Nevertheless, Agnes loved her world. Loved the meadow and the rocky canyon and the hawks that screeched overhead, wing ing impossibly high.
 

One day, the meadow spoke. She was dancing when the hum rose up through the bottoms of her feet and into her small, ­little- girl bones.
 

It was like a song. An old song. She pressed her ear to the ground and listened. Rocks pulsed, stones echoed, and clouds, trees, leaves rustled with melody. The girl smiled, her heart full, because God had opened her ears. He’d scratched the earth with His fingernail and revealed a hidden world.
 

The girl was too young to see the danger in being singled out in a land where the Prophet expected his faithful to march like paper dolls, arm in arm, and all the same.
 

Perfect obedience produces perfect faith.
 

In Sunday school, Mrs. King asked the children if they remembered to pray.
 

“I don’t need to pray,” said Agnes. “Because God is singing, everywhere, all the time.”
 

Children snickered. Their teacher swiftly crossed the room. She grabbed Agnes’s arm, her face purple with anger, and stretched it across the desk. Then she slammed a Bible’s spine across her knuckles, over and over, until the middle knuckle of her left hand cracked like a nut.
 

Pain exploded up her arm. She knew better than to scream. The woman bent and poured poison into her ear. “Insolent child. Only the Prophet hears the voice of God. Lie again and I’ll show you real pain.”
 

That night, hand throbbing and swollen, the girl told herself she didn’t hear the sky singing or the earth humming. That she’d never heard such lovely, evil things.
 

Never. Never.
 

Perfect obedience produces perfect faith.
 

Agnes pretended so hard not to hear that one day, she didn’t.
 

The world went silent, all song snuffed out like a candle flame.
 

When she returned, hesitant and barefoot, to the ­bee-spun meadow, she heard nothing.
 

Nothing at all.
 


 


 

Agnes knows she loves her home of Red Creek—its quiet, sunny mornings, its dusty roads, and its God. There, she cares tirelessly for her younger siblings and follows the town’s strict laws. What she doesn’t know is that Red Creek is a cult, controlled by a madman who calls himself a prophet.
 

Then Agnes meets Danny, an Outsider boy, and begins to question what is and isn’t a sin. Her younger brother, Ezekiel, will die without the insulin she barters for once a month, even though medicine is considered outlawed.
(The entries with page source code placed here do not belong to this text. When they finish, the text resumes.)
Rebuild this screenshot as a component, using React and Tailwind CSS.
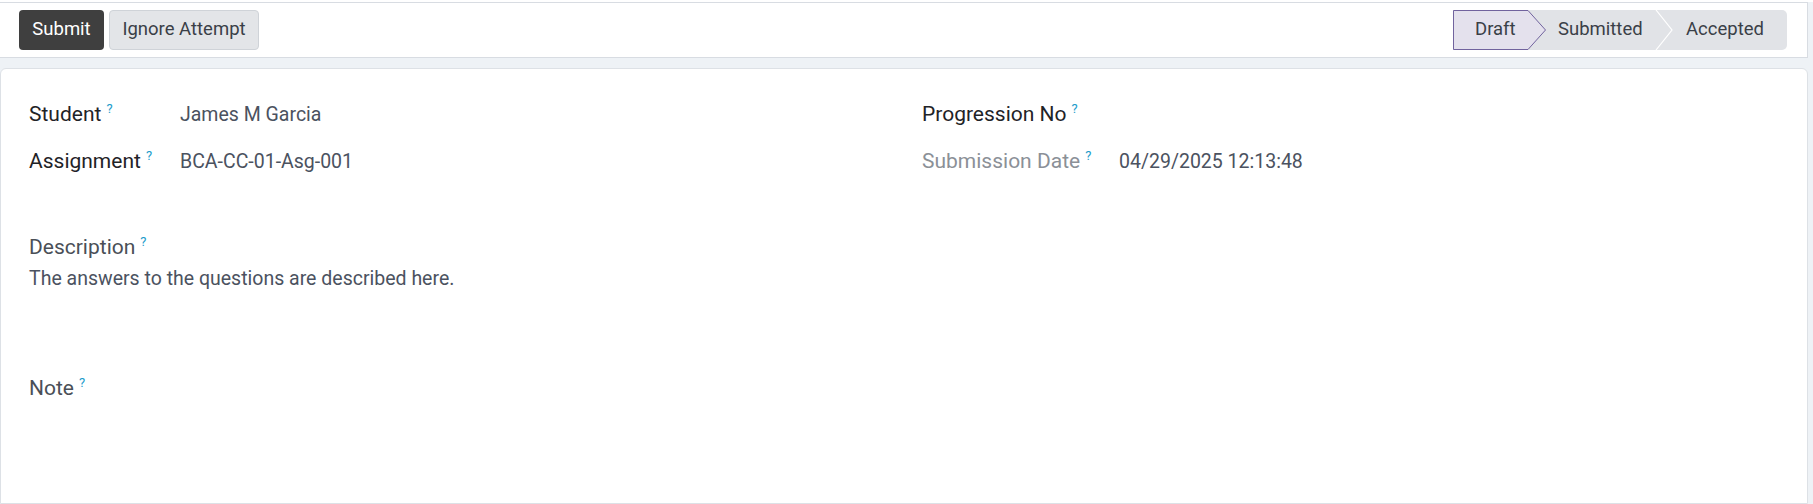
import React from "react";

const QMARK = "relative -top-[8px] ml-[5px] text-[13px] text-[#1b9ccb]";

function Label({ children, tone = "dark" }) {
  const color =
    tone === "dark"
      ? "text-[#1f2327]"
      : tone === "muted"
        ? "text-[#8b9097]"
        : "text-[#4a4f57]";
  return (
    <span className="whitespace-nowrap">
      <span className={`text-[21px] ${color}`}>{children}</span>
      <sup className={QMARK}>?</sup>
    </span>
  );
}

function Field({ label, value, labelWidth, tone }) {
  return (
    <div className="h-[47px] flex items-center">
      <div className="shrink-0" style={{ width: labelWidth }}>
        <Label tone={tone}>{label}</Label>
      </div>
      {value && <div className="text-[19.5px] text-[#4b5260]">{value}</div>}
    </div>
  );
}

function StatusBar() {
  return (
    <div className="flex h-10 bg-[#e1e3e7] rounded-r-[5px] text-[18.5px] text-[#3a3f47]">
      {/* current step */}
      <div className="relative w-[93px] h-full flex items-center pl-[22px]">
        <svg className="absolute inset-0" width="93" height="40" viewBox="0 0 93 40">
          <polygon
            points="0.5,0.5 75,0.5 92.5,20 75,39.5 0.5,39.5"
            fill="#e4e1ed"
            stroke="#71639e"
          />
        </svg>
        <span className="relative">Draft</span>
      </div>
      <div className="relative w-[127px] h-full flex items-center pl-[12px]">
        <span>Submitted</span>
        <svg className="absolute right-0 top-0" width="18" height="40" viewBox="0 0 18 40">
          <polyline points="1,0 17,20 1,40" fill="none" stroke="#ffffff" strokeWidth="1.2" />
        </svg>
      </div>
      <div className="w-[114px] h-full flex items-center pl-[13px]">
        <span>Accepted</span>
      </div>
    </div>
  );
}

export default function App() {
  return (
    <div className="min-h-screen bg-[#eef2f6] font-['Roboto',sans-serif]">
      <div className="h-[2px] bg-white" />

      {/* Action bar */}
      <div className="mr-[5px] h-[56px] bg-white border-t border-b border-r border-[#d8dce2] flex items-center justify-between pl-[19px] pr-[20px]">
        <div className="flex items-center gap-[5px]">
          <button
            type="button"
            className="h-10 w-[85px] rounded-[4px] bg-[#3f3f3f] text-white text-[18.5px]"
          >
            Submit
          </button>
          <button
            type="button"
            className="h-10 w-[150px] rounded-[4px] bg-[#e3e5e8] border border-[#cfd3d8] text-[#3a3f47] text-[18.5px]"
          >
            Ignore Attempt
          </button>
        </div>
        <StatusBar />
      </div>

      {/* Sheet */}
      <div className="mt-[10px] mr-[5px] min-h-[436px] bg-white border border-[#dde1e6] rounded-t-[6px] pl-[28px] pt-[22px]">
        <div className="grid grid-cols-2">
          <div>
            <Field label="Student" value="James M Garcia" labelWidth={151} />
            <Field label="Assignment" value="BCA-CC-01-Asg-001" labelWidth={151} />
          </div>
          <div className="ml-[4px]">
            <Field label="Progression No" labelWidth={197} />
            <Field
              label="Submission Date"
              value="04/29/2025 12:13:48"
              labelWidth={197}
              tone="muted"
            />
          </div>
        </div>

        <div className="mt-[49px]">
          <div className="h-[28px] flex items-center">
            <Label tone="mid">Description</Label>
          </div>
          <div className="mt-[4px] h-[26px] flex items-center text-[19.5px] text-[#4b5260]">
            The answers to the questions are described here.
          </div>
        </div>

        <div className="mt-[83px] h-[28px] flex items-center">
          <Label tone="mid">Note</Label>
        </div>
      </div>
    </div>
  );
}
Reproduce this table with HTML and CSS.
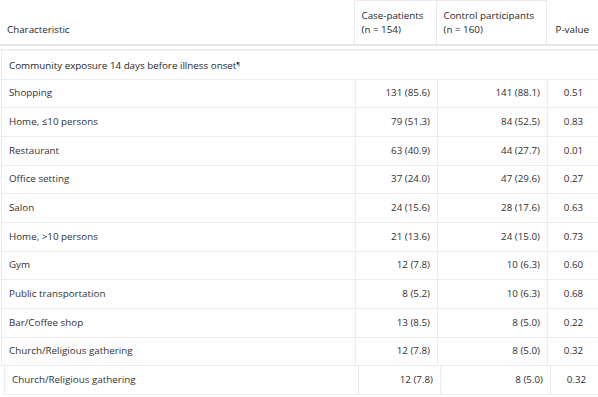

Is she a sinner for saving him? Is her sister, Beth, a sinner for dreaming of the world beyond Red Creek?
 

As the Prophet grows more dangerous, Agnes realizes she must escape with Ezekiel and leave everyone else, including Beth, behind. But it isn’t safe Outside, either: A viral pandemic is burning through the population at a terrifying rate. As Agnes ventures forth, a mysterious connection grows between her and the Virus. But in a world where faith, miracles, and cruelty have long been indistinguishable, will Agnes be able to choose between saving her family and saving the world?